╭─ Available data

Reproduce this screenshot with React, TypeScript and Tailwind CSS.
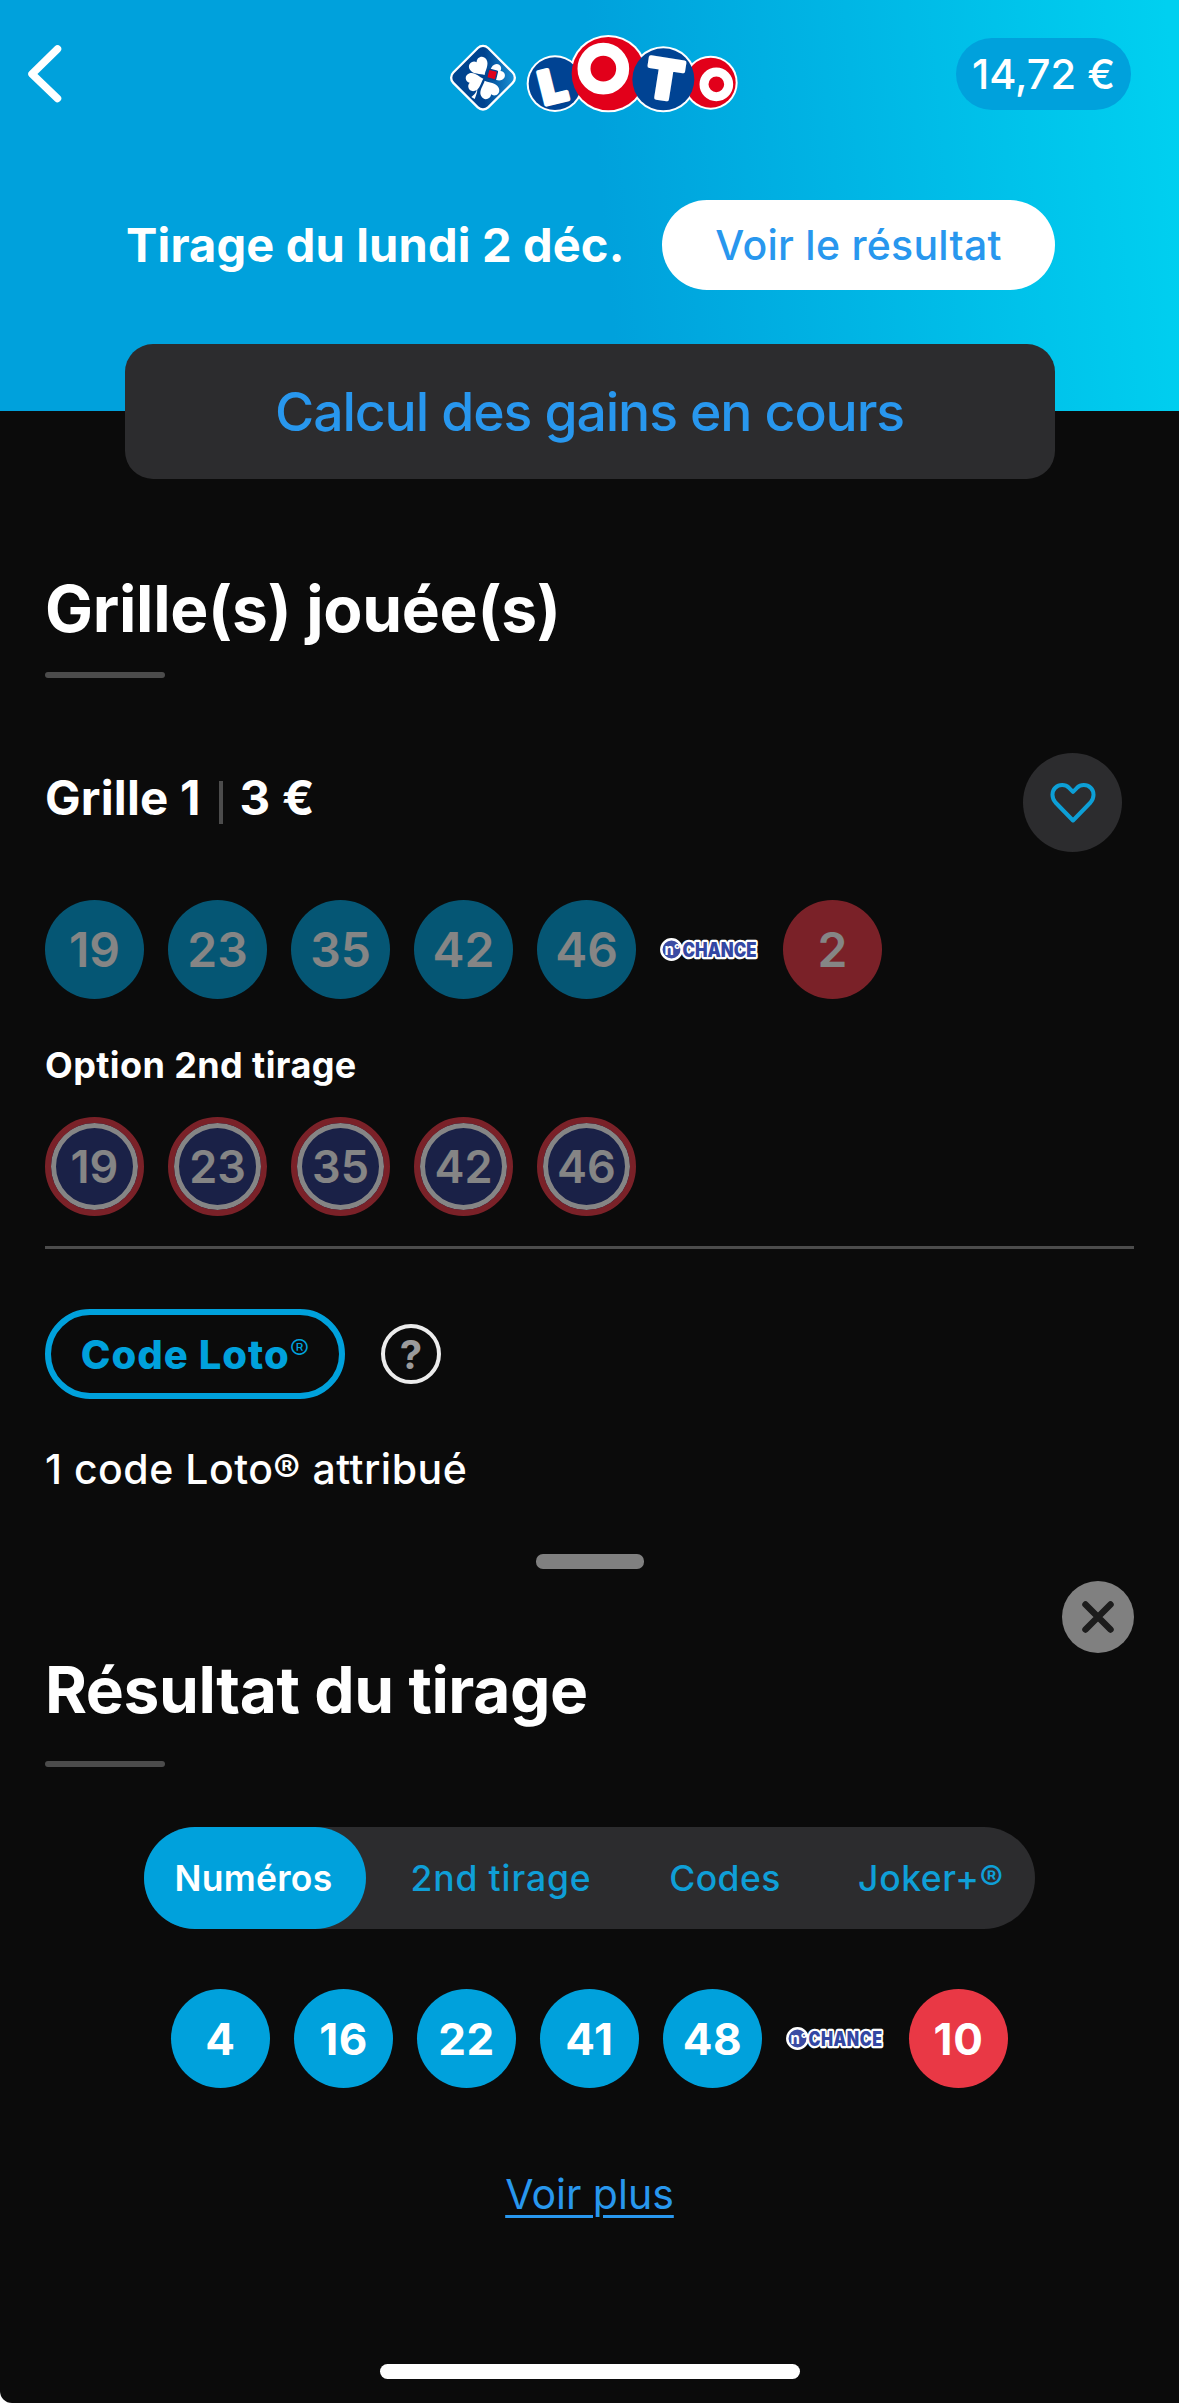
import React from 'react';

interface BallProps {
  value: number;
  className: string;
}

const playedNumbers = [19, 23, 35, 42, 46];
const drawnNumbers = [4, 16, 22, 41, 48];

const tabs = [
  { name: '2nd tirage', className: 'w-[270px] tracking-[0.9px]' },
  { name: 'Codes', className: 'w-[178px] tracking-[0.4px]' },
  { name: 'Joker+®', className: 'w-[221px] pl-[13px] tracking-[0.6px]' },
];

const LEAF = 'M0 0C-8 -10 -27 -18 -27 -34C-27 -52 -6 -54 0 -42C6 -54 27 -52 27 -34C27 -18 8 -10 0 0Z';

const LotoLogo = () => (
  <svg className="h-[110px] w-[310px]" viewBox="0 0 930 330">
    <defs>
      <linearGradient id="diamond" x1="0.2" y1="0.8" x2="1" y2="0">
        <stop offset="0.4" stopColor="#00438f" />
        <stop offset="1" stopColor="#1b9be0" />
      </linearGradient>
    </defs>
    <rect
      x="55"
      y="99"
      width="148"
      height="148"
      rx="22"
      transform="rotate(45 129 173)"
      fill="url(#diamond)"
      stroke="#fff"
      strokeWidth="7"
    />
    <g fill="#fff">
      <path d={LEAF} transform="translate(134 165) rotate(-32) scale(1.08)" />
      <path d={LEAF} transform="translate(130 176) rotate(-107) scale(1.02)" />
      <path d={LEAF} transform="translate(134 182) rotate(155) scale(1.08)" />
      <path d={LEAF} transform="translate(146 172) rotate(62) scale(0.95)" />
      <path d="M110 207C110 218 102 224 94 231L104 237C108 226 112 219 112 207Z" />
    </g>
    <rect x="143" y="150" width="27" height="27" rx="2" transform="rotate(14 156 163)" fill="#e2001a" stroke="#00438f" strokeWidth="4" />
    <g fill="#fff">
      <circle cx="345" cy="191" r="85" />
      <circle cx="505" cy="161" r="116" />
      <circle cx="670" cy="178" r="99" />
      <circle cx="812" cy="188" r="81" />
    </g>
    <circle cx="345" cy="191" r="79" fill="#004393" />
    <circle cx="505" cy="161" r="110" fill="#e2001a" />
    <circle cx="812" cy="188" r="75" fill="#e2001a" />
    <circle cx="670" cy="178" r="93" fill="#004393" />
    <circle cx="490" cy="146" r="58" fill="none" stroke="#fff" strokeWidth="39" />
    <circle cx="829" cy="193" r="37" fill="none" stroke="#fff" strokeWidth="27" />
    <g
      fill="#fff"
      stroke="#fff"
      strokeWidth="13"
      strokeLinejoin="round"
      className="font-['Inter',sans-serif] font-black"
      textAnchor="middle"
    >
      <text transform="translate(350 246) rotate(-14)" fontSize="137">L</text>
      <text transform="translate(665 235) rotate(9)" fontSize="160">T</text>
    </g>
  </svg>
);

const ChanceLogo = () => (
  <svg className="h-[26px] w-[99px] shrink-0 overflow-visible" viewBox="0 0 99 26">
    <circle cx="11.500" cy="12.500" r="10.200" fill="#3b4ba3" stroke="#fff" strokeWidth="2.500" />
    <text
      x="22.500"
      y="19.500"
      fontSize="19.500"
      textLength="74"
      lengthAdjust="spacingAndGlyphs"
      fill="#3347a3"
      stroke="#fff"
      strokeWidth="4.500"
      strokeLinejoin="round"
      className="font-['Inter',sans-serif] font-black [paint-order:stroke]"
    >
      CHANCE
    </text>
    <text x="4.500" y="18" fontSize="15" fill="#fff" className="font-['Inter',sans-serif] font-bold">
      n°
    </text>
  </svg>
);

const Ball = ({ value, className }: BallProps) => (
  <div className={`flex h-[99px] w-[99px] shrink-0 items-center justify-center rounded-full text-white ${className}`}>
    {value}
  </div>
);

const SectionRule = ({ className }: { className: string }) => (
  <div className={`h-[6px] w-[120px] rounded-full bg-[#4c4c4c] ${className}`} />
);

const Header = () => (
  <header className="h-[411px] bg-[linear-gradient(85deg,#00a1dc_51%,#00d0f0_99%)]">
    <div className="flex h-[148px] items-center">
      <button className="ml-[27px]">
        <svg className="h-[60px] w-[36px]" viewBox="0 0 36 60" fill="none">
          <path d="M30.500 5L5 30l25.500 24.500" stroke="#fff" strokeWidth="7.500" strokeLinecap="round" strokeLinejoin="round" />
        </svg>
      </button>
      <div className="mt-[2px] ml-[377px]">
        <LotoLogo />
      </div>
      <div className="mr-[48px] ml-auto flex h-[72px] w-[175px] items-center justify-center rounded-full bg-[#00a1dc] pt-[1px] text-[41.500px] font-medium whitespace-nowrap text-white">
        14,72 €
      </div>
    </div>
    <div className="mt-[52px] mr-[124px] ml-[126px] flex h-[90px] items-center justify-between">
      <span className="text-[47px] font-bold tracking-[0.15px] whitespace-nowrap text-white">Tirage du lundi 2 déc.</span>
      <button className="h-[90px] w-[393px] rounded-full bg-white pt-[1px] text-[41px] font-[450] tracking-[0.25px] text-[#2897ee]">
        Voir le résultat
      </button>
    </div>
  </header>
);

const PlayedGrid = () => (
  <section className="px-[45px]">
    <h1 className="mt-[92px] text-[64px] leading-[76px] font-bold tracking-[-0.28px] text-white">Grille(s) jouée(s)</h1>
    <SectionRule className="mt-[25px]" />

    <div className="mt-[75px] flex h-[99px] items-center pr-[12px]">
      <div className="flex items-center pb-[10px] text-[47.500px] leading-[56px] font-bold tracking-[0.2px] text-white">
        <span>Grille 1</span>
        <span className="mt-[10px] mr-[17px] ml-[18px] h-[43px] w-[4px] bg-[#4c4c4c]" />
        <span>3 €</span>
      </div>
      <button className="ml-auto flex h-[99px] w-[99px] items-center justify-center rounded-full bg-[#2c2c2e]">
        <svg className="h-[42px] w-[46px]" viewBox="0 0 46 42" fill="none">
          <path
            d="M23 38.500L5.500 20.500C1.500 16 1.500 9.500 5.300 5.800C9.300 2 15.300 2.300 19 5.800L23 9.800L27 5.800C30.700 2.300 36.700 2 40.700 5.800C44.500 9.500 44.500 16 40.500 20.500Z"
            stroke="#0d9fd6"
            strokeWidth="4"
            strokeLinejoin="round"
          />
        </svg>
      </button>
    </div>

    <div className="mt-[48px] flex items-center gap-[24px] text-[48px] font-semibold">
      {playedNumbers.map((n) => (
        <Ball key={n} value={n} className="bg-[#00a1dc] opacity-50" />
      ))}
      <ChanceLogo />
      <Ball value={2} className="bg-[#e93845] opacity-50" />
    </div>

    <p className="mt-[44px] text-[36px] leading-[44px] font-bold tracking-[0.4px] text-white">Option 2nd tirage</p>
    <div className="mt-[30px] flex gap-[24px] text-[45px] font-semibold">
      {playedNumbers.map((n) => (
        <Ball key={n} value={n} className="border-[6px] border-[#e93845] bg-[#2a3783] pt-[1px] opacity-50 inset-ring-[5px] inset-ring-white" />
      ))}
    </div>
    <div className="mt-[30px] h-[3px] bg-[#4c4c4c]" />

    <div className="mt-[60px] flex h-[90px] items-center gap-[36px]">
      <div className="flex h-[90px] w-[300px] items-center justify-center rounded-full border-[6px] border-[#00a1dc] pt-[1px] text-[40px] font-extrabold tracking-[1px] whitespace-nowrap text-[#00a1dc]">
        Code Loto
        <span className="mb-[9px] text-[29px] font-light tracking-normal">®</span>
      </div>
      <button className="flex h-[60px] w-[60px] items-center justify-center rounded-full border-[4px] border-[#ececec] pt-[1px] text-[40px] font-bold text-[#9b9b9b]">
        ?
      </button>
    </div>
    <p className="mt-[45px] text-[41px] leading-[50px] font-[450] tracking-[0.5px] text-white">1 code Loto® attribué</p>
  </section>
);

const DrawResult = () => (
  <section className="px-[45px]">
    <div className="mx-auto mt-[60px] h-[15px] w-[108px] rounded-[7px] bg-[#808080]" />
    <button className="mt-[12px] ml-auto flex h-[72px] w-[72px] items-center justify-center rounded-full bg-[#808080]">
      <svg className="h-[32px] w-[32px]" viewBox="0 0 32 32">
        <path d="M3.500 3.500L28.500 28.500M28.500 3.500L3.500 28.500" stroke="#1c1c1c" strokeWidth="6.500" strokeLinecap="round" />
      </svg>
    </button>
    <h1 className="text-[64px] leading-[74px] font-bold tracking-[-0.4px] text-white">Résultat du tirage</h1>
    <SectionRule className="mt-[34px]" />

    <div className="mt-[60px] ml-[99px] flex h-[102px] w-[891px] rounded-full bg-[#2c2c2e] text-[35.500px] font-medium text-[#0f9fd7]">
      <button className="w-[222px] rounded-full bg-[#00a1dc] pt-[2px] pr-[3px] font-semibold tracking-[0.3px] text-white">
        Numéros
      </button>
      {tabs.map((tab) => (
        <button key={tab.name} className={`pt-[2px] whitespace-nowrap ${tab.className}`}>
          {tab.name}
        </button>
      ))}
    </div>

    <div className="mt-[60px] flex items-center justify-center gap-[24px] text-[44px] font-bold tracking-[0.6px]">
      {drawnNumbers.map((n) => (
        <Ball key={n} value={n} className="bg-[#00a1dc]" />
      ))}
      <ChanceLogo />
      <Ball value={10} className="bg-[#e93845]" />
    </div>

    <div className="mt-[81px] text-center text-[41px] leading-[50px] text-[#2897ee]">
      <a className="underline decoration-[3px] underline-offset-[6px]">Voir plus</a>
    </div>
  </section>
);

const App = () => {
  return (
    <div className="w-[1179px] bg-white">
      <main className="h-[2403px] w-[1179px] overflow-hidden rounded-bl-[12px] bg-[#0b0b0b] font-['Inter',sans-serif]">
        <Header />
        <div className="relative mx-auto -mt-[67px] flex h-[135px] w-[930px] items-center justify-center rounded-[28px] bg-[#2c2c2e] pt-[1px] text-[53.500px] font-[450] tracking-[-1.1px] text-[#2897ee]">
          Calcul des gains en cours
        </div>
        <PlayedGrid />
        <DrawResult />
        <div className="mx-auto mt-[145px] h-[15px] w-[420px] rounded-full bg-white" />
      </main>
    </div>
  );
};

export default App;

╰─

## [What you should do]
Leave out the pictures and restate, word for word, the lines from the top of the data through the line containing "const drawnNumbers = [4, 16, 22, 41, 48];", both included.

## [Output for this exercise]
Reproduce this screenshot with React, TypeScript and Tailwind CSS.
import React from 'react';

interface BallProps {
  value: number;
  className: string;
}

const playedNumbers = [19, 23, 35, 42, 46];
const drawnNumbers = [4, 16, 22, 41, 48];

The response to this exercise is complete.